- Problem
Copy out the complete listing, word for word.

####################

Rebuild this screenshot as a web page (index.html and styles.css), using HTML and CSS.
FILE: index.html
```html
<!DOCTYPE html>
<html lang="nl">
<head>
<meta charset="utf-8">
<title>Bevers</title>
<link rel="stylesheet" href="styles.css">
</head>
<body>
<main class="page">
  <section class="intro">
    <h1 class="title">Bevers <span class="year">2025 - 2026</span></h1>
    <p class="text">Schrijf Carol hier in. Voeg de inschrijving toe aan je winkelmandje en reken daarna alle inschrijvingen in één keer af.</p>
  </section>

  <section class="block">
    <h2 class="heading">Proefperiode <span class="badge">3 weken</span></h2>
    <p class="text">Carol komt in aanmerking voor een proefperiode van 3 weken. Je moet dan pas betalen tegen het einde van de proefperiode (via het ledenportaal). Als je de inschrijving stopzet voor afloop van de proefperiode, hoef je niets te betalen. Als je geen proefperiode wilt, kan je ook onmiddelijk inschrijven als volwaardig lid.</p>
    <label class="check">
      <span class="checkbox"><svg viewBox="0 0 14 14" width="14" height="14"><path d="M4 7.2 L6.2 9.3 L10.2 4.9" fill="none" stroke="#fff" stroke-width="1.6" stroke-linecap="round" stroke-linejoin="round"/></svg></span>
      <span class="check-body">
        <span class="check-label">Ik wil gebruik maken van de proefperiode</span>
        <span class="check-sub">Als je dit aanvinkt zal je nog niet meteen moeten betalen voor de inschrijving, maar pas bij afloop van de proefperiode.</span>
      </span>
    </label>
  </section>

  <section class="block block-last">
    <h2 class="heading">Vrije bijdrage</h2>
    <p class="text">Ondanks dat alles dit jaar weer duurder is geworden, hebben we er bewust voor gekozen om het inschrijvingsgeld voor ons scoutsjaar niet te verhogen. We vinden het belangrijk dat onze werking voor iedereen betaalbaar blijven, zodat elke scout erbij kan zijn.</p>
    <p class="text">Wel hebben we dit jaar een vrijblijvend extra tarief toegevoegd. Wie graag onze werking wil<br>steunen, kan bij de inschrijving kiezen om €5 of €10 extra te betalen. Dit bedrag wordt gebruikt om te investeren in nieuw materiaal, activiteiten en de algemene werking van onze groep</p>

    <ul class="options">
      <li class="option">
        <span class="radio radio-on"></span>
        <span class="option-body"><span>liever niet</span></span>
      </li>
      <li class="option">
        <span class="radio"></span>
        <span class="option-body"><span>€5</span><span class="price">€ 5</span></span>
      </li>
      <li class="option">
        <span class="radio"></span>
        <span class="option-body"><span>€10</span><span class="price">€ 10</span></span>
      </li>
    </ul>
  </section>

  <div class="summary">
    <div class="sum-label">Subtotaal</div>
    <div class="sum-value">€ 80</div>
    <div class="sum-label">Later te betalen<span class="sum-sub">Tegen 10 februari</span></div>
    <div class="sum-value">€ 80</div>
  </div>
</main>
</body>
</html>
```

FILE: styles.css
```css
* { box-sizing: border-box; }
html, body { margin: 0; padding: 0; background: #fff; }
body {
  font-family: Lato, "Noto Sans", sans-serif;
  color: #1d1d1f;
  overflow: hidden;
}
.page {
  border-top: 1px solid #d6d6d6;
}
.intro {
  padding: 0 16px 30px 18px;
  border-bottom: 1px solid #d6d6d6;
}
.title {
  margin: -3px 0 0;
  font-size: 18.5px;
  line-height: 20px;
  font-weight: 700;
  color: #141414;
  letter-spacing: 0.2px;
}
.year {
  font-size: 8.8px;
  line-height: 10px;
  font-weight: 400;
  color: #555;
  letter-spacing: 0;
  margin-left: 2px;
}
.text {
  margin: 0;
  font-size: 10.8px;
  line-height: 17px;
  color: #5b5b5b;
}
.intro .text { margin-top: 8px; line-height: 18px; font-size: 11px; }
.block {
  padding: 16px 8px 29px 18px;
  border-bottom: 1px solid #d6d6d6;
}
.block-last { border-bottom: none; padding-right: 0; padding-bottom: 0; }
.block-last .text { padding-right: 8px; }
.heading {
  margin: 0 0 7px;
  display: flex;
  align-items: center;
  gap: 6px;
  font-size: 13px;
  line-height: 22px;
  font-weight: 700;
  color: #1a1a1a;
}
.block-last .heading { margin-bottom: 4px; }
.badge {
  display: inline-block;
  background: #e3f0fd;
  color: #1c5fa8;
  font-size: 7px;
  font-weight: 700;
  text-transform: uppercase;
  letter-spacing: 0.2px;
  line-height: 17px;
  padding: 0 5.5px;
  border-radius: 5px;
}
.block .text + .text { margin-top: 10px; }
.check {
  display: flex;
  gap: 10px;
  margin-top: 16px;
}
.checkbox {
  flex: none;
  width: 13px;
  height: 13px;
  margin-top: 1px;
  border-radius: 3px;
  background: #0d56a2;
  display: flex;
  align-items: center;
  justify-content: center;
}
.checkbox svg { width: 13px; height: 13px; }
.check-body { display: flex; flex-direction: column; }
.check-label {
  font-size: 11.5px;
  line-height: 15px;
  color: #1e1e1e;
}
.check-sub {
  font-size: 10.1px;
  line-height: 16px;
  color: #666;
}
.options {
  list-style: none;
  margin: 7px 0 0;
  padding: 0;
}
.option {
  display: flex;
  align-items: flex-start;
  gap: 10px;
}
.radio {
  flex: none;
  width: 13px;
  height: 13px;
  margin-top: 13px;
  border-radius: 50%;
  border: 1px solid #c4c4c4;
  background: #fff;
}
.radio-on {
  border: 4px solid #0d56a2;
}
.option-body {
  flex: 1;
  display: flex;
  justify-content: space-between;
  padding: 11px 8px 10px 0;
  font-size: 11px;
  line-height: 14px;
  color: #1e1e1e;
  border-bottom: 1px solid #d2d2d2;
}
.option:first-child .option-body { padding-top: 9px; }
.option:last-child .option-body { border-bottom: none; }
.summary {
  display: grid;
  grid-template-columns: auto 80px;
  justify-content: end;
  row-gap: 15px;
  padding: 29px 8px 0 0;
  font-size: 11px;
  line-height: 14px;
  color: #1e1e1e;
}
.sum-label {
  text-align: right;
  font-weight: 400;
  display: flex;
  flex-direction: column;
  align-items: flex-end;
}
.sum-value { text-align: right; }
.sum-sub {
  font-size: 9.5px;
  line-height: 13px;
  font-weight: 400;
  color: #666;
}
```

####################

- Output
Rebuild this screenshot as a web page (index.html and styles.css), using HTML and CSS.
FILE: index.html
```html
<!DOCTYPE html>
<html lang="nl">
<head>
<meta charset="utf-8">
<title>Bevers</title>
<link rel="stylesheet" href="styles.css">
</head>
<body>
<main class="page">
  <section class="intro">
    <h1 class="title">Bevers <span class="year">2025 - 2026</span></h1>
    <p class="text">Schrijf Carol hier in. Voeg de inschrijving toe aan je winkelmandje en reken daarna alle inschrijvingen in één keer af.</p>
  </section>

  <section class="block">
    <h2 class="heading">Proefperiode <span class="badge">3 weken</span></h2>
    <p class="text">Carol komt in aanmerking voor een proefperiode van 3 weken. Je moet dan pas betalen tegen het einde van de proefperiode (via het ledenportaal). Als je de inschrijving stopzet voor afloop van de proefperiode, hoef je niets te betalen. Als je geen proefperiode wilt, kan je ook onmiddelijk inschrijven als volwaardig lid.</p>
    <label class="check">
      <span class="checkbox"><svg viewBox="0 0 14 14" width="14" height="14"><path d="M4 7.2 L6.2 9.3 L10.2 4.9" fill="none" stroke="#fff" stroke-width="1.6" stroke-linecap="round" stroke-linejoin="round"/></svg></span>
      <span class="check-body">
        <span class="check-label">Ik wil gebruik maken van de proefperiode</span>
        <span class="check-sub">Als je dit aanvinkt zal je nog niet meteen moeten betalen voor de inschrijving, maar pas bij afloop van de proefperiode.</span>
      </span>
    </label>
  </section>

  <section class="block block-last">
    <h2 class="heading">Vrije bijdrage</h2>
    <p class="text">Ondanks dat alles dit jaar weer duurder is geworden, hebben we er bewust voor gekozen om het inschrijvingsgeld voor ons scoutsjaar niet te verhogen. We vinden het belangrijk dat onze werking voor iedereen betaalbaar blijven, zodat elke scout erbij kan zijn.</p>
    <p class="text">Wel hebben we dit jaar een vrijblijvend extra tarief toegevoegd. Wie graag onze werking wil<br>steunen, kan bij de inschrijving kiezen om €5 of €10 extra te betalen. Dit bedrag wordt gebruikt om te investeren in nieuw materiaal, activiteiten en de algemene werking van onze groep</p>

    <ul class="options">
      <li class="option">
        <span class="radio radio-on"></span>
        <span class="option-body"><span>liever niet</span></span>
      </li>
      <li class="option">
        <span class="radio"></span>
        <span class="option-body"><span>€5</span><span class="price">€ 5</span></span>
      </li>
      <li class="option">
        <span class="radio"></span>
        <span class="option-body"><span>€10</span><span class="price">€ 10</span></span>
      </li>
    </ul>
  </section>

  <div class="summary">
    <div class="sum-label">Subtotaal</div>
    <div class="sum-value">€ 80</div>
    <div class="sum-label">Later te betalen<span class="sum-sub">Tegen 10 februari</span></div>
    <div class="sum-value">€ 80</div>
  </div>
</main>
</body>
</html>
```

FILE: styles.css
```css
* { box-sizing: border-box; }
html, body { margin: 0; padding: 0; background: #fff; }
body {
  font-family: Lato, "Noto Sans", sans-serif;
  color: #1d1d1f;
  overflow: hidden;
}
.page {
  border-top: 1px solid #d6d6d6;
}
.intro {
  padding: 0 16px 30px 18px;
  border-bottom: 1px solid #d6d6d6;
}
.title {
  margin: -3px 0 0;
  font-size: 18.5px;
  line-height: 20px;
  font-weight: 700;
  color: #141414;
  letter-spacing: 0.2px;
}
.year {
  font-size: 8.8px;
  line-height: 10px;
  font-weight: 400;
  color: #555;
  letter-spacing: 0;
  margin-left: 2px;
}
.text {
  margin: 0;
  font-size: 10.8px;
  line-height: 17px;
  color: #5b5b5b;
}
.intro .text { margin-top: 8px; line-height: 18px; font-size: 11px; }
.block {
  padding: 16px 8px 29px 18px;
  border-bottom: 1px solid #d6d6d6;
}
.block-last { border-bottom: none; padding-right: 0; padding-bottom: 0; }
.block-last .text { padding-right: 8px; }
.heading {
  margin: 0 0 7px;
  display: flex;
  align-items: center;
  gap: 6px;
  font-size: 13px;
  line-height: 22px;
  font-weight: 700;
  color: #1a1a1a;
}
.block-last .heading { margin-bottom: 4px; }
.badge {
  display: inline-block;
  background: #e3f0fd;
  color: #1c5fa8;
  font-size: 7px;
  font-weight: 700;
  text-transform: uppercase;
  letter-spacing: 0.2px;
  line-height: 17px;
  padding: 0 5.5px;
  border-radius: 5px;
}
.block .text + .text { margin-top: 10px; }
.check {
  display: flex;
  gap: 10px;
  margin-top: 16px;
}
.checkbox {
  flex: none;
  width: 13px;
  height: 13px;
  margin-top: 1px;
  border-radius: 3px;
  background: #0d56a2;
  display: flex;
  align-items: center;
  justify-content: center;
}
.checkbox svg { width: 13px; height: 13px; }
.check-body { display: flex; flex-direction: column; }
.check-label {
  font-size: 11.5px;
  line-height: 15px;
  color: #1e1e1e;
}
.check-sub {
  font-size: 10.1px;
  line-height: 16px;
  color: #666;
}
.options {
  list-style: none;
  margin: 7px 0 0;
  padding: 0;
}
.option {
  display: flex;
  align-items: flex-start;
  gap: 10px;
}
.radio {
  flex: none;
  width: 13px;
  height: 13px;
  margin-top: 13px;
  border-radius: 50%;
  border: 1px solid #c4c4c4;
  background: #fff;
}
.radio-on {
  border: 4px solid #0d56a2;
}
.option-body {
  flex: 1;
  display: flex;
  justify-content: space-between;
  padding: 11px 8px 10px 0;
  font-size: 11px;
  line-height: 14px;
  color: #1e1e1e;
  border-bottom: 1px solid #d2d2d2;
}
.option:first-child .option-body { padding-top: 9px; }
.option:last-child .option-body { border-bottom: none; }
.summary {
  display: grid;
  grid-template-columns: auto 80px;
  justify-content: end;
  row-gap: 15px;
  padding: 29px 8px 0 0;
  font-size: 11px;
  line-height: 14px;
  color: #1e1e1e;
}
.sum-label {
  text-align: right;
  font-weight: 400;
  display: flex;
  flex-direction: column;
  align-items: flex-end;
}
.sum-value { text-align: right; }
.sum-sub {
  font-size: 9.5px;
  line-height: 13px;
  font-weight: 400;
  color: #666;
}
```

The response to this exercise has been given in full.